▶ **Problem to solve**
Reproduce each line of the material exactly, minus any picture.

▶ **Given information**
━━━━━━━━━━━━━━━━━━━━

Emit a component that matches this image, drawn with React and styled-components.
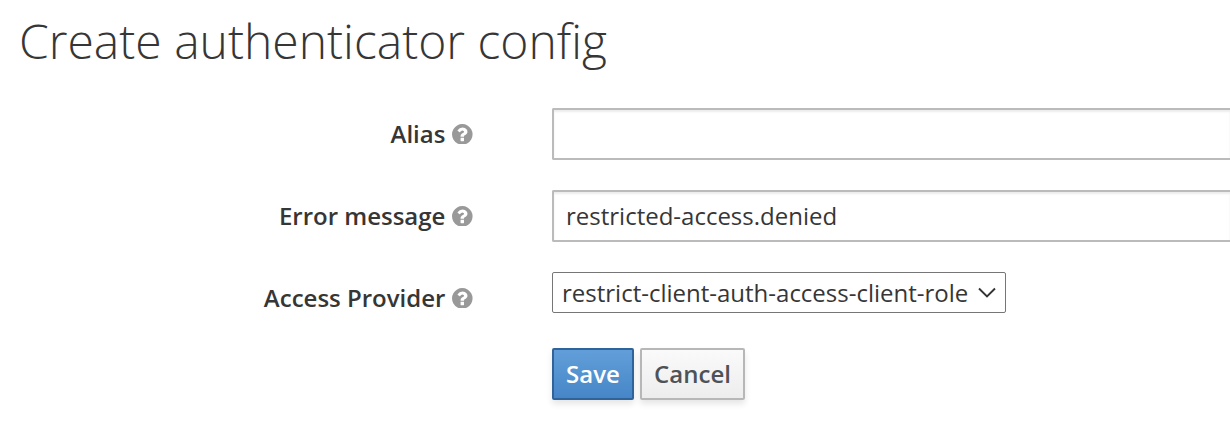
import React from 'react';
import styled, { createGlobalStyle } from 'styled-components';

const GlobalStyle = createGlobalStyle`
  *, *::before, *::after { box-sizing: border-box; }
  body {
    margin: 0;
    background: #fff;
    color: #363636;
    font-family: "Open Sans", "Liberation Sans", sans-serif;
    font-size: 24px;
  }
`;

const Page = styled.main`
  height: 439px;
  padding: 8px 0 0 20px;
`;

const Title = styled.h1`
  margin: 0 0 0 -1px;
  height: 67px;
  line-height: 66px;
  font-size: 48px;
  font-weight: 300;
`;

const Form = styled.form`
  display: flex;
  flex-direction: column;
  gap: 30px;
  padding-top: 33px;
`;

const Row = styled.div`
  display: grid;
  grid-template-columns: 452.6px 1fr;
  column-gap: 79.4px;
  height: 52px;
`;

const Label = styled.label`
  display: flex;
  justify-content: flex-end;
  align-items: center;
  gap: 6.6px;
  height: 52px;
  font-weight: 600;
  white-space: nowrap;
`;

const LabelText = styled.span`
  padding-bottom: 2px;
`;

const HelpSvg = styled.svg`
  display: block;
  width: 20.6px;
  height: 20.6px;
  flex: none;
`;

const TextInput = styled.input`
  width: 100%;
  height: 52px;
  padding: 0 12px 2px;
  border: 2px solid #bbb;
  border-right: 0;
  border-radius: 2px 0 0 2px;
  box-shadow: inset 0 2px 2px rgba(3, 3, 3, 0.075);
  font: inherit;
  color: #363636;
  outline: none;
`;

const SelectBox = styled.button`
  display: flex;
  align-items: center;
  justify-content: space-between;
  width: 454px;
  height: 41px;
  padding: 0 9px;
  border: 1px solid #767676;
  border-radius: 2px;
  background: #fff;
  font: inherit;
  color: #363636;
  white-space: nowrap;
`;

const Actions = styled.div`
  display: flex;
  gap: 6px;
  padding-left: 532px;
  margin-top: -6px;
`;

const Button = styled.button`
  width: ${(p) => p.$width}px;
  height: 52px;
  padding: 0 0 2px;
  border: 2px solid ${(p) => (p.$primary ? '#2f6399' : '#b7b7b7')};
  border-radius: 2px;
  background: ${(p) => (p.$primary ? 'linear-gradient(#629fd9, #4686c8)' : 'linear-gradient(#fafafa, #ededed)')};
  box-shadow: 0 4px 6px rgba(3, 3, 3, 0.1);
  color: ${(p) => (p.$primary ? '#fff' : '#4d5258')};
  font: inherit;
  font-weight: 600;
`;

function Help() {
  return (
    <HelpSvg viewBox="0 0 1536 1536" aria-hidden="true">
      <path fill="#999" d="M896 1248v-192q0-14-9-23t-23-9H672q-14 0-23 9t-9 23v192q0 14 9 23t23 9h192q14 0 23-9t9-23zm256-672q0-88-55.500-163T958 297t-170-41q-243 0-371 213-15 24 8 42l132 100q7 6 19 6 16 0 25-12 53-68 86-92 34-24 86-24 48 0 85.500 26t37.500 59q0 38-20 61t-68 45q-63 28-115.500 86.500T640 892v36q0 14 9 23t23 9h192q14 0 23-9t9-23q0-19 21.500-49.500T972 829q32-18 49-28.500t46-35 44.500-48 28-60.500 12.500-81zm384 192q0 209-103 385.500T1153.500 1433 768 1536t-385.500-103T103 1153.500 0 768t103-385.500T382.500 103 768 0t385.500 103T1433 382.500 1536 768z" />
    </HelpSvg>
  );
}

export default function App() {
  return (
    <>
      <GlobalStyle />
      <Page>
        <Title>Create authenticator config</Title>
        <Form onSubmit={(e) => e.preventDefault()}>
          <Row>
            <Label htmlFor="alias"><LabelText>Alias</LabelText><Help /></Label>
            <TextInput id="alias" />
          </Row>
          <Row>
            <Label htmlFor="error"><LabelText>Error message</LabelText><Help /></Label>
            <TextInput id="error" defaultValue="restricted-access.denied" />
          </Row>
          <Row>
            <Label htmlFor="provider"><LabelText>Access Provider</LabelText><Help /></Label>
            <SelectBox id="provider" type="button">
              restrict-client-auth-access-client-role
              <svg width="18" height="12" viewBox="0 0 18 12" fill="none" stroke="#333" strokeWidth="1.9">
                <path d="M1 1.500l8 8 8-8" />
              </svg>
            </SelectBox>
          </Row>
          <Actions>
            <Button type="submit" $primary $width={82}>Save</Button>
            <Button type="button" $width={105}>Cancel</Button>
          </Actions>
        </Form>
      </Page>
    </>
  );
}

━━━━━━━━━━━━━━━━━━━━

▶ **Answer**
Emit a component that matches this image, drawn with React and styled-components.
import React from 'react';
import styled, { createGlobalStyle } from 'styled-components';

const GlobalStyle = createGlobalStyle`
  *, *::before, *::after { box-sizing: border-box; }
  body {
    margin: 0;
    background: #fff;
    color: #363636;
    font-family: "Open Sans", "Liberation Sans", sans-serif;
    font-size: 24px;
  }
`;

const Page = styled.main`
  height: 439px;
  padding: 8px 0 0 20px;
`;

const Title = styled.h1`
  margin: 0 0 0 -1px;
  height: 67px;
  line-height: 66px;
  font-size: 48px;
  font-weight: 300;
`;

const Form = styled.form`
  display: flex;
  flex-direction: column;
  gap: 30px;
  padding-top: 33px;
`;

const Row = styled.div`
  display: grid;
  grid-template-columns: 452.6px 1fr;
  column-gap: 79.4px;
  height: 52px;
`;

const Label = styled.label`
  display: flex;
  justify-content: flex-end;
  align-items: center;
  gap: 6.6px;
  height: 52px;
  font-weight: 600;
  white-space: nowrap;
`;

const LabelText = styled.span`
  padding-bottom: 2px;
`;

const HelpSvg = styled.svg`
  display: block;
  width: 20.6px;
  height: 20.6px;
  flex: none;
`;

const TextInput = styled.input`
  width: 100%;
  height: 52px;
  padding: 0 12px 2px;
  border: 2px solid #bbb;
  border-right: 0;
  border-radius: 2px 0 0 2px;
  box-shadow: inset 0 2px 2px rgba(3, 3, 3, 0.075);
  font: inherit;
  color: #363636;
  outline: none;
`;

const SelectBox = styled.button`
  display: flex;
  align-items: center;
  justify-content: space-between;
  width: 454px;
  height: 41px;
  padding: 0 9px;
  border: 1px solid #767676;
  border-radius: 2px;
  background: #fff;
  font: inherit;
  color: #363636;
  white-space: nowrap;
`;

const Actions = styled.div`
  display: flex;
  gap: 6px;
  padding-left: 532px;
  margin-top: -6px;
`;

const Button = styled.button`
  width: ${(p) => p.$width}px;
  height: 52px;
  padding: 0 0 2px;
  border: 2px solid ${(p) => (p.$primary ? '#2f6399' : '#b7b7b7')};
  border-radius: 2px;
  background: ${(p) => (p.$primary ? 'linear-gradient(#629fd9, #4686c8)' : 'linear-gradient(#fafafa, #ededed)')};
  box-shadow: 0 4px 6px rgba(3, 3, 3, 0.1);
  color: ${(p) => (p.$primary ? '#fff' : '#4d5258')};
  font: inherit;
  font-weight: 600;
`;

function Help() {
  return (
    <HelpSvg viewBox="0 0 1536 1536" aria-hidden="true">
      <path fill="#999" d="M896 1248v-192q0-14-9-23t-23-9H672q-14 0-23 9t-9 23v192q0 14 9 23t23 9h192q14 0 23-9t9-23zm256-672q0-88-55.500-163T958 297t-170-41q-243 0-371 213-15 24 8 42l132 100q7 6 19 6 16 0 25-12 53-68 86-92 34-24 86-24 48 0 85.500 26t37.500 59q0 38-20 61t-68 45q-63 28-115.500 86.500T640 892v36q0 14 9 23t23 9h192q14 0 23-9t9-23q0-19 21.500-49.500T972 829q32-18 49-28.500t46-35 44.500-48 28-60.500 12.500-81zm384 192q0 209-103 385.500T1153.500 1433 768 1536t-385.500-103T103 1153.500 0 768t103-385.500T382.500 103 768 0t385.500 103T1433 382.500 1536 768z" />
    </HelpSvg>
  );
}

export default function App() {
  return (
    <>
      <GlobalStyle />
      <Page>
        <Title>Create authenticator config</Title>
        <Form onSubmit={(e) => e.preventDefault()}>
          <Row>
            <Label htmlFor="alias"><LabelText>Alias</LabelText><Help /></Label>
            <TextInput id="alias" />
          </Row>
          <Row>
            <Label htmlFor="error"><LabelText>Error message</LabelText><Help /></Label>
            <TextInput id="error" defaultValue="restricted-access.denied" />
          </Row>
          <Row>
            <Label htmlFor="provider"><LabelText>Access Provider</LabelText><Help /></Label>
            <SelectBox id="provider" type="button">
              restrict-client-auth-access-client-role
              <svg width="18" height="12" viewBox="0 0 18 12" fill="none" stroke="#333" strokeWidth="1.9">
                <path d="M1 1.500l8 8 8-8" />
              </svg>
            </SelectBox>
          </Row>
          <Actions>
            <Button type="submit" $primary $width={82}>Save</Button>
            <Button type="button" $width={105}>Cancel</Button>
          </Actions>
        </Form>
      </Page>
    </>
  );
}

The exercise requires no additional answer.